-- begin RECORDS TO PROCESS --

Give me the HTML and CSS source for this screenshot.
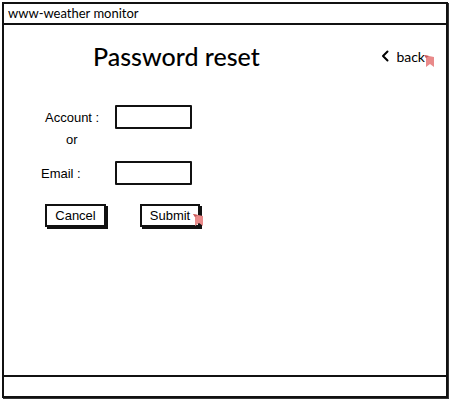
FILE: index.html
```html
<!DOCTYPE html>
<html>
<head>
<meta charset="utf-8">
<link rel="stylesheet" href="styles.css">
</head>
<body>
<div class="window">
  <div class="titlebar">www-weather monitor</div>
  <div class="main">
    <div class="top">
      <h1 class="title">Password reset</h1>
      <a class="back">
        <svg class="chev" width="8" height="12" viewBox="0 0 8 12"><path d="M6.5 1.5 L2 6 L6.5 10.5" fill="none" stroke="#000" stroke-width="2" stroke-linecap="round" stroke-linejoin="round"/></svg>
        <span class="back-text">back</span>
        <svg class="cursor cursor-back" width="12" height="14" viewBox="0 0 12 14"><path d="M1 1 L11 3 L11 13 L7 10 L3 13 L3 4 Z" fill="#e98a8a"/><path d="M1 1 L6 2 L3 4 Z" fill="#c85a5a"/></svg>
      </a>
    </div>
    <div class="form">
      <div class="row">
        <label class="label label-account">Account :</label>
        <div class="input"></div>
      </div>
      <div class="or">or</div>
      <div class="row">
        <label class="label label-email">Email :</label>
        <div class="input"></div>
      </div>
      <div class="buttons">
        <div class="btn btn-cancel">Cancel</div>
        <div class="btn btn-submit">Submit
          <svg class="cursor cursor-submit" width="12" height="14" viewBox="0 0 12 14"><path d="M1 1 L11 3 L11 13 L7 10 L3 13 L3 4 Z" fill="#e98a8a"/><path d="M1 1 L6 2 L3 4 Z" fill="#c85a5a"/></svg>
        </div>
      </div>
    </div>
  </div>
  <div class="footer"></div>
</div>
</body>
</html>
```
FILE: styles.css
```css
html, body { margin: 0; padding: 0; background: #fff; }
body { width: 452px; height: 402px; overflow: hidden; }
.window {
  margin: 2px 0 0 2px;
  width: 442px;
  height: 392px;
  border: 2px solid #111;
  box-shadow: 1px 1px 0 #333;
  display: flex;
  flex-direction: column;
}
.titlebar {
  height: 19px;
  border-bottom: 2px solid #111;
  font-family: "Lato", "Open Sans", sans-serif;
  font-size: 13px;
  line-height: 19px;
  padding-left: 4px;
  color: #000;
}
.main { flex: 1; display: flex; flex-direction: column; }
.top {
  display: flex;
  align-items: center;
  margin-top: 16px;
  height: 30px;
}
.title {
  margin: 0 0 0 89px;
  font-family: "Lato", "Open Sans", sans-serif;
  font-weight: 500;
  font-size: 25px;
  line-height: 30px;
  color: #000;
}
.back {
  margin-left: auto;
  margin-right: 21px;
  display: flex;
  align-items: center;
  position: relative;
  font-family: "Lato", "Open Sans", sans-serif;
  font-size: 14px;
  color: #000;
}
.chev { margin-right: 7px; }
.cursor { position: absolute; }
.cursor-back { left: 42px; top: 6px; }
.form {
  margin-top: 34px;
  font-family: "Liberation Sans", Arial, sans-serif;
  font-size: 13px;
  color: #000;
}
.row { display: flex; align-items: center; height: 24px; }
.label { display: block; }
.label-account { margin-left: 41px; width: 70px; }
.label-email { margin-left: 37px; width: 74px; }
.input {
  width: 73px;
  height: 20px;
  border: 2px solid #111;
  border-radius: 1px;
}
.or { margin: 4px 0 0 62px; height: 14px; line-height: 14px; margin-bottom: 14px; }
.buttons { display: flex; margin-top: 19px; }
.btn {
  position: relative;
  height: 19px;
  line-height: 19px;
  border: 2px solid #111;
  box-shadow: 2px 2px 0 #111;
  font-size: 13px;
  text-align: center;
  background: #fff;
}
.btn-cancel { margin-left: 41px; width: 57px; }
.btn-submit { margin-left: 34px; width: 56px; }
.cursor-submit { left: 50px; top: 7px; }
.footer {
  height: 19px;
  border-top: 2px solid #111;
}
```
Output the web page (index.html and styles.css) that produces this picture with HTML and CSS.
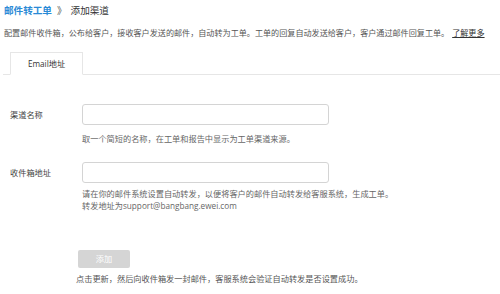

-- end RECORDS TO PROCESS --

**INSTRUCTION**. Copy every line of the data exactly as written, excluding the pictures.

**PROBLEM SOLUTION**.
Give me the HTML and CSS source for this screenshot.
FILE: index.html
```html
<!DOCTYPE html>
<html>
<head>
<meta charset="utf-8">
<link rel="stylesheet" href="styles.css">
</head>
<body>
<div class="window">
  <div class="titlebar">www-weather monitor</div>
  <div class="main">
    <div class="top">
      <h1 class="title">Password reset</h1>
      <a class="back">
        <svg class="chev" width="8" height="12" viewBox="0 0 8 12"><path d="M6.5 1.5 L2 6 L6.5 10.5" fill="none" stroke="#000" stroke-width="2" stroke-linecap="round" stroke-linejoin="round"/></svg>
        <span class="back-text">back</span>
        <svg class="cursor cursor-back" width="12" height="14" viewBox="0 0 12 14"><path d="M1 1 L11 3 L11 13 L7 10 L3 13 L3 4 Z" fill="#e98a8a"/><path d="M1 1 L6 2 L3 4 Z" fill="#c85a5a"/></svg>
      </a>
    </div>
    <div class="form">
      <div class="row">
        <label class="label label-account">Account :</label>
        <div class="input"></div>
      </div>
      <div class="or">or</div>
      <div class="row">
        <label class="label label-email">Email :</label>
        <div class="input"></div>
      </div>
      <div class="buttons">
        <div class="btn btn-cancel">Cancel</div>
        <div class="btn btn-submit">Submit
          <svg class="cursor cursor-submit" width="12" height="14" viewBox="0 0 12 14"><path d="M1 1 L11 3 L11 13 L7 10 L3 13 L3 4 Z" fill="#e98a8a"/><path d="M1 1 L6 2 L3 4 Z" fill="#c85a5a"/></svg>
        </div>
      </div>
    </div>
  </div>
  <div class="footer"></div>
</div>
</body>
</html>
```
FILE: styles.css
```css
html, body { margin: 0; padding: 0; background: #fff; }
body { width: 452px; height: 402px; overflow: hidden; }
.window {
  margin: 2px 0 0 2px;
  width: 442px;
  height: 392px;
  border: 2px solid #111;
  box-shadow: 1px 1px 0 #333;
  display: flex;
  flex-direction: column;
}
.titlebar {
  height: 19px;
  border-bottom: 2px solid #111;
  font-family: "Lato", "Open Sans", sans-serif;
  font-size: 13px;
  line-height: 19px;
  padding-left: 4px;
  color: #000;
}
.main { flex: 1; display: flex; flex-direction: column; }
.top {
  display: flex;
  align-items: center;
  margin-top: 16px;
  height: 30px;
}
.title {
  margin: 0 0 0 89px;
  font-family: "Lato", "Open Sans", sans-serif;
  font-weight: 500;
  font-size: 25px;
  line-height: 30px;
  color: #000;
}
.back {
  margin-left: auto;
  margin-right: 21px;
  display: flex;
  align-items: center;
  position: relative;
  font-family: "Lato", "Open Sans", sans-serif;
  font-size: 14px;
  color: #000;
}
.chev { margin-right: 7px; }
.cursor { position: absolute; }
.cursor-back { left: 42px; top: 6px; }
.form {
  margin-top: 34px;
  font-family: "Liberation Sans", Arial, sans-serif;
  font-size: 13px;
  color: #000;
}
.row { display: flex; align-items: center; height: 24px; }
.label { display: block; }
.label-account { margin-left: 41px; width: 70px; }
.label-email { margin-left: 37px; width: 74px; }
.input {
  width: 73px;
  height: 20px;
  border: 2px solid #111;
  border-radius: 1px;
}
.or { margin: 4px 0 0 62px; height: 14px; line-height: 14px; margin-bottom: 14px; }
.buttons { display: flex; margin-top: 19px; }
.btn {
  position: relative;
  height: 19px;
  line-height: 19px;
  border: 2px solid #111;
  box-shadow: 2px 2px 0 #111;
  font-size: 13px;
  text-align: center;
  background: #fff;
}
.btn-cancel { margin-left: 41px; width: 57px; }
.btn-submit { margin-left: 34px; width: 56px; }
.cursor-submit { left: 50px; top: 7px; }
.footer {
  height: 19px;
  border-top: 2px solid #111;
}
```
Output the web page (index.html and styles.css) that produces this picture with HTML and CSS.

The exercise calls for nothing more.